What Are Shapley Values?
Why Use Shapley Values in Financial Models?
Steps to Apply Shapley Values

Model Training
Shapley Value Computation
Feature Attribution Analysis

Applications in Financial Modeling

Identifying Key Drivers of Price Predictions
Enhancing Risk Management Models
Feature Selection and Dimensionality Reduction

Case Study: Interpreting an Equity Price Prediction Model
Challenges and Best Practices
Future Directions
Conclusion

1. What Are Shapley Values?

Shapley values originate from cooperative game theory and measure the contribution of each player (feature) to the overall outcome (model prediction). They offer a fair and consistent method to allocate credit for a result among multiple contributors.

Key Properties

Efficiency: Contributions of all features sum to the prediction output.
Symmetry: Features with identical contributions receive the same Shapley value.
Additivity: Shapley values remain consistent across combined models.

Mathematical Definition

The Shapley value for a feature ( i ) is given by:
[
\phi_i = \sum_{S \subseteq N \setminus {i}} \frac{|S|!(|N| - |S| - 1)!}{|N|!} \left[ f(S \cup {i}) - f(S) \right]
]
where:

( S ): Subset of features excluding ( i ).
( N ): Set of all features.
( f(S) ): Model output using only features in ( S ).

2. Why Use Shapley Values in Financial Models?

Interpretability in Complex Models

Shapley values explain the role of each feature in driving a prediction, making complex models like gradient boosting or neural networks transparent.

Feature Refinement

By identifying the most influential variables, Shapley values allow for better feature selection and dimensionality reduction.

Regulatory Compliance

Transparent models are critical in finance for adhering to regulations that mandate explainable AI, such as GDPR and the SEC’s AI guidelines.

3. Steps to Apply Shapley Values

Step 1: Model Training

Train a predictive model using historical financial data.

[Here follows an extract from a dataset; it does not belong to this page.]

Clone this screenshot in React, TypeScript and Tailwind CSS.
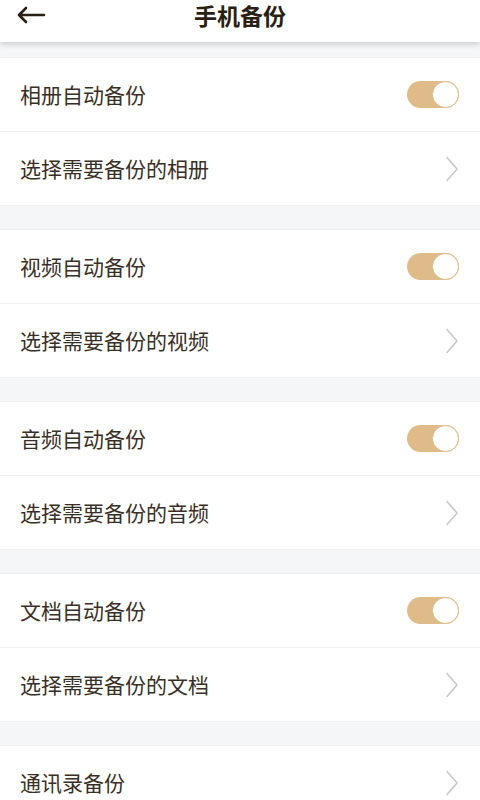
import React, { useState } from "react";

type Group = {
  toggle: string;
  select: string;
};

const groups: Group[] = [
  { toggle: "相册自动备份", select: "选择需要备份的相册" },
  { toggle: "视频自动备份", select: "选择需要备份的视频" },
  { toggle: "音频自动备份", select: "选择需要备份的音频" },
  { toggle: "文档自动备份", select: "选择需要备份的文档" },
];

function Toggle({ on, onClick }: { on: boolean; onClick: () => void }) {
  return (
    <button
      type="button"
      onClick={onClick}
      className={`relative w-[52px] h-[27px] rounded-full flex items-center ${
        on ? "bg-[#dfbb8a]" : "bg-[#e5e5e5]"
      }`}
    >
      <span
        className={`absolute top-0 w-[27px] h-[27px] rounded-full bg-white border-[1.5px] ${
          on ? "right-0 border-[#dfbb8a]" : "left-0 border-[#e5e5e5]"
        }`}
      />
    </button>
  );
}

function Chevron() {
  return (
    <svg width="14" height="26" viewBox="0 0 14 26" fill="none">
      <path d="M2 1.5L12 13L2 24.5" stroke="#c8c8c8" strokeWidth="1.6" strokeLinecap="round" strokeLinejoin="round" />
    </svg>
  );
}

function Row({ label, children, divider }: { label: string; children: React.ReactNode; divider?: boolean }) {
  return (
    <div
      className={`flex items-center justify-between pl-[20px] pr-[21px] ${
        divider ? "h-[74px] border-t border-[#f2f2f2]" : "h-[73px]"
      }`}
    >
      <span className="text-[21px] text-[#3a2f26]">{label}</span>
      {children}
    </div>
  );
}

export default function App() {
  const [toggles, setToggles] = useState([true, true, true, true]);

  return (
    <div
      className="w-[480px] h-[800px] overflow-hidden bg-[#f5f6f8]"
      style={{ fontFamily: '"Noto Sans CJK SC", "Noto Sans", sans-serif' }}
    >
      <header className="h-[42px] bg-white relative flex items-start justify-center pt-[1px] shadow-[0_2px_6px_rgba(0,0,0,0.18)] z-10">
        <button type="button" className="absolute left-[16px] top-[6px]">
          <svg width="30" height="18" viewBox="0 0 30 18" fill="none">
            <path d="M28 9H3M10 2L3 9L10 16" stroke="#2a1f15" strokeWidth="2.6" strokeLinecap="round" strokeLinejoin="round" />
          </svg>
        </button>
        <h1 className="text-[23px] leading-[29px] font-bold text-[#2a1f15]">手机备份</h1>
      </header>

      <div className="pt-[15px] flex flex-col gap-[23px]">
        {groups.map((g, i) => (
          <section key={g.select} className="bg-white border-y border-[#eeeff1]">
            <Row label={g.toggle}>
              <Toggle
                on={toggles[i]}
                onClick={() => setToggles((t) => t.map((v, j) => (j === i ? !v : v)))}
              />
            </Row>
            <Row label={g.select} divider>
              <Chevron />
            </Row>
          </section>
        ))}
        <section className="bg-white border-y border-[#eeeff1]">
          <Row label="通讯录备份">
            <Chevron />
          </Row>
        </section>
      </div>
    </div>
  );
}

Examples include:

Regression Models: Predicting equity returns or price changes.
Classification Models: Forecasting market direction (up or down).

Step 2: Shapley Value Computation

Tools and Libraries

SHAP (SHapley Additive exPlanations): Python library for efficient Shapley value computation.
TreeExplainer: Optimized for tree-based models like XGBoost or Random Forest.
KernelExplainer: Supports any black-box model but is computationally intensive.

Workflow

Fit the model on the dataset.
Use SHAP to compute Shapley values for predictions.
Visualize results with SHAP summary plots, force plots, or dependence plots.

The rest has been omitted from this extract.